**Task brief**: The exercise asks you to copy every line below in which "index" appears.

───── Raw data

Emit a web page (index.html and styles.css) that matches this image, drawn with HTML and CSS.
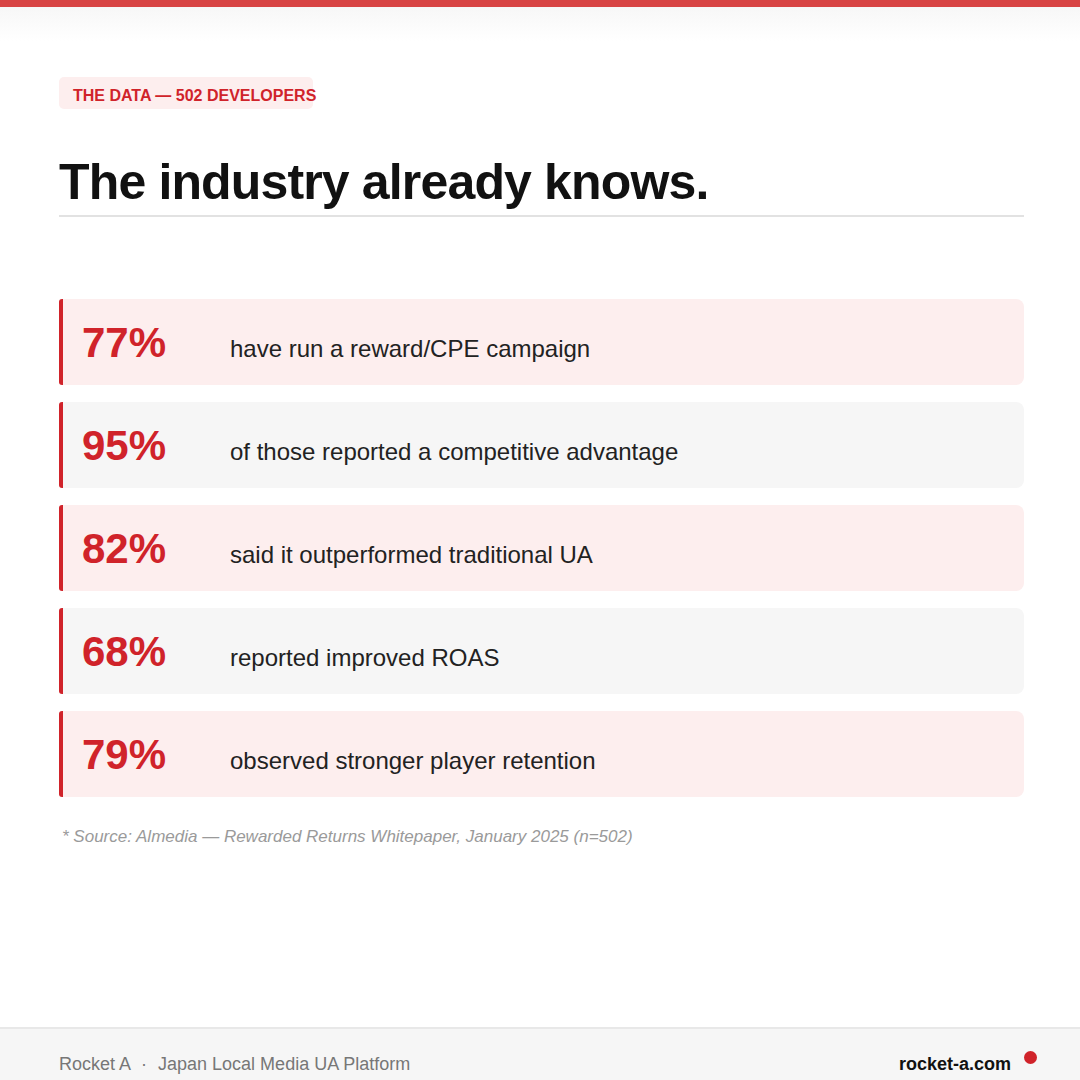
FILE: index.html
```html
<!DOCTYPE html>
<html lang="en">
<head>
<meta charset="utf-8">
<title>The industry already knows.</title>
<link rel="stylesheet" href="styles.css">
</head>
<body>
<div class="page">
  <div class="topbar"></div>
  <main class="content">
    <div class="tag">THE DATA — 502 DEVELOPERS</div>
    <h1 class="title">The industry already knows.</h1>
    <ul class="stats">
      <li class="stat stat-pink"><span class="num">77%</span><span class="label">have run a reward/CPE campaign</span></li>
      <li class="stat stat-gray"><span class="num">95%</span><span class="label">of those reported a competitive advantage</span></li>
      <li class="stat stat-pink"><span class="num">82%</span><span class="label">said it outperformed traditional UA</span></li>
      <li class="stat stat-gray"><span class="num">68%</span><span class="label">reported improved ROAS</span></li>
      <li class="stat stat-pink"><span class="num">79%</span><span class="label">observed stronger player retention</span></li>
    </ul>
    <p class="source">* Source: Almedia — Rewarded Returns Whitepaper, January 2025 (n=502)</p>
  </main>
  <footer class="footer">
    <span class="footer-left">Rocket A <span class="sep">·</span> Japan Local Media UA Platform</span>
    <span class="footer-right">rocket-a.com<span class="dot"></span></span>
  </footer>
</div>
</body>
</html>
```

FILE: styles.css
```css
* { box-sizing: border-box; }
html, body { margin: 0; padding: 0; }
body {
  background: #ffffff;
  font-family: "Liberation Sans", Arial, sans-serif;
  color: #111;
}
.page {
  width: 1080px;
  height: 1080px;
  display: flex;
  flex-direction: column;
  overflow: hidden;
}
.topbar {
  height: 7px;
  background: #d84444;
  flex: none;
}
.content {
  flex: 1;
  padding: 70px 56px 0 59px;
  background: linear-gradient(180deg, #f7f7f7 0px, #ffffff 34px);
  background-size: 100% 40px;
  background-repeat: no-repeat;
}
.tag {
  width: 254px;
  height: 32px;
  background: #fdeeee;
  border-radius: 5px;
  color: #d0232a;
  font-weight: 700;
  font-size: 16px;
  line-height: 18px;
  padding: 10px 0 0 14px;
  white-space: nowrap;
  overflow: visible;
}
.title {
  margin: 43px 0 0;
  font-size: 50px;
  line-height: 60px;
  font-weight: 700;
  color: #111;
  padding-bottom: 3px;
  border-bottom: 2px solid #e2e2e2;
  letter-spacing: -0.85px;
}
.stats {
  list-style: none;
  margin: 82px 0 0;
  padding: 0;
  display: flex;
  flex-direction: column;
  gap: 17px;
}
.stat {
  height: 86px;
  display: flex;
  align-items: baseline;
  padding: 23px 20px 0 19px;
  border-left: 4px solid #d0232a;
  border-radius: 3px 8px 8px 3px;
}
.stat-pink { background: #fdeeee; }
.stat-gray { background: #f6f6f6; }
.num {
  width: 148px;
  flex: none;
  font-size: 42px;
  line-height: 42px;
  font-weight: 700;
  color: #d0232a;
}
.label {
  font-size: 24px;
  color: #222;
}
.source {
  margin: 30px 0 0 3px;
  font-size: 17px;
  font-style: italic;
  color: #9a9a9a;
}
.footer {
  flex: none;
  height: 53px;
  background: #f6f6f6;
  border-top: 2px solid #e8e8e8;
  display: flex;
  justify-content: space-between;
  align-items: flex-start;
  padding: 25px 69px 0 59px;
  font-size: 18px;
  line-height: 20px;
}
.footer-left { color: #777; }
.sep { margin: 0 6px; }
.footer-right {
  color: #111;
  font-weight: 700;
  position: relative;
}
.dot {
  position: absolute;
  right: -26px;
  top: -3px;
  width: 13px;
  height: 13px;
  border-radius: 50%;
  background: #d0232a;
}
```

──────────

**The solution**:
Emit a web page (index.html and styles.css) that matches this image, drawn with HTML and CSS.
FILE: index.html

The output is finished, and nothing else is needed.